Is the Church Going Through?
"No matter what, the Seventh‑day Adventist Church is going straight through to the kingdom," a veteran leader declared. "Even if the General Conference president and I are the only ones left in the church, I'm staying with the ship."
Amen? First let us pause and consider: What is God’s "ship" of salvation? Is it having our names recorded on the books of the Adventist Church? Or is it the gospel of Jesus Christ in the context of Bible truth for these last days?
And what is the church that is "going through"? Do we mean God will preserve a remnant in the last days who keep His commandments and trust the faithfulness of Jesus? Or do we imagine that the Seventh‑day Adventist organization is guaranteed a once‑saved, always‑saved status?
Caught up in blind denominational patriotism, some Adventists forget the principle of conditional prophecy. Faithfulness to God's covenant has always been a condition of salvation — for organizations as well as individuals.
Every loyal member wants to believe the best about our beloved church, but can you see how mistaken it is to insist it’s impossible for Adventism to forfeit favor with God? The arrogance of such a statement is exceeded only by its ignorance. Do we imagine ourselves immune from the rejection suffered by the Jewish nation — God's chosen people — when they failed to fulfill their mission?

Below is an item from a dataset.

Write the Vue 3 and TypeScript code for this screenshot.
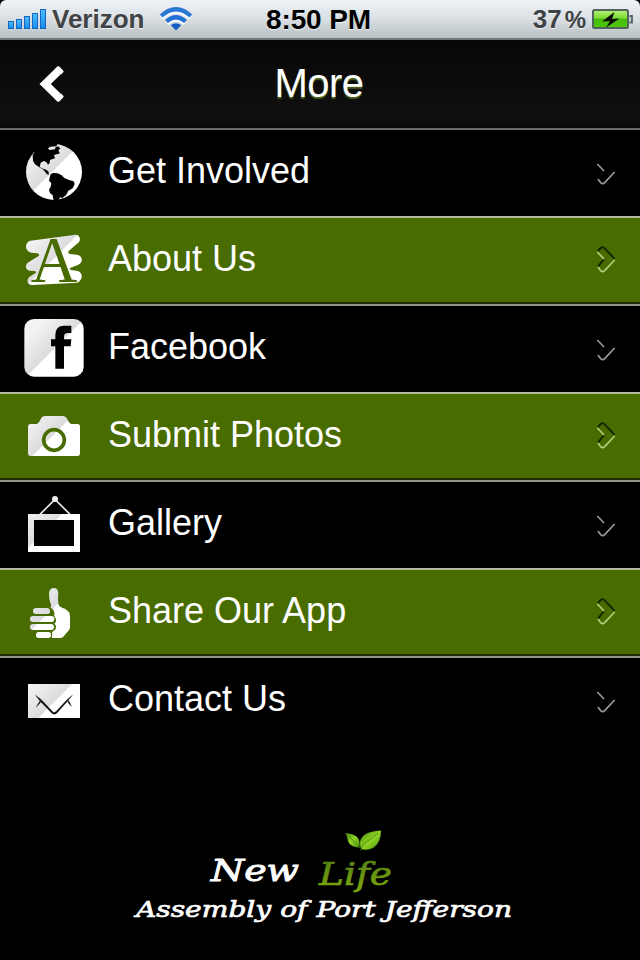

Consider the following warning from Ellen White, which I’ve never read in any church publication: “In the balances of the sanctuary the Seventh-day Adventist church is to be weighed. She will be judged by the privileges and advantages that she has had. If her spiritual experience does not correspond to the advantages that Christ, at infinite cost, has bestowed on her, if the blessings conferred have not qualified her to do the work entrusted to her, on her will be pronounced the sentence: ‘Found wanting.’ By the light bestowed, the opportunities given, will she be judged.”
Quite a sober warning — yet appropriate: “From everyone who has been given much, much will be demanded” (Luke 12:48*). Evidently the stewardship of grace and truth entrusted to the Adventist Church conveys greater responsibility rather than immunity.
It is painfully obvious we Adventists don't have an exclusive franchise on God's grace and truth. While our songs and sermons insist we want Jesus to return, many Adventist congregations seem no more eager for Christ to come than for ISIS to come and disrupt business as usual. That said, we may rejoice that many Northwest Adventist churches are lighthouses of grace and truth in their communities.
In other congregations, however, church members may not smoke but they are not on fire. They don't drink, yet they refuse to be under Christ’s influence. They don't dance, but neither do they delight in His salvation.
Five Essential Solutions
For Seventh-day Adventists to fulfill God’s purpose in these last days, I suggest four fundamental goals to pursue and attain:
- Uphold Christ crucified as the central focus of our public proclamation and personal beliefs. Any belief or lifestyle standard that denies or diminishes God’s grace is a doctrine of devils.
- Keep the Bible alone as our rule of faith and teaching. Some Adventists enthrone Ellen White as lord over the Word. Instead let us do what she says and make the Bible the foundation of our faith and practice.
- Don’t confuse unity of the Spirit with enforced hierarchical uniformity. We may respect God’s law as the eternal standard of holiness without imposing upon fellow Adventists — globally or locally — human convictions, traditions and policies. "Where the Spirit of the Lord is, there is freedom" (2 Cor. 3:17).
- Affirm the historic doctrines of the church, but let’s be open to learn more about the truth as it is in Jesus. God wants us to be ever-growing, never holding back.
Final Generation Missionality
God’s final remnant will prevail during the time of trouble soon to burst upon us. His people will be united in experiencing and expressing heaven’s grace and truth. They will fulfill Christ’s purpose to “be completely humble and gentle; be patient, bearing with one another in love. Make every effort to keep the unity of the Spirit through the bond of peace” (Eph. 4:2–3).
“By this everyone will know that you are my disciples,” Jesus predicted, “if you love one another” (John 13:35). “Love is the fulfillment of the law” (Rom. 13:10).
*All Scriptures are from the New International Version.
 Ellen G. White, Testimonies for the Church, vol. 8, p. 247.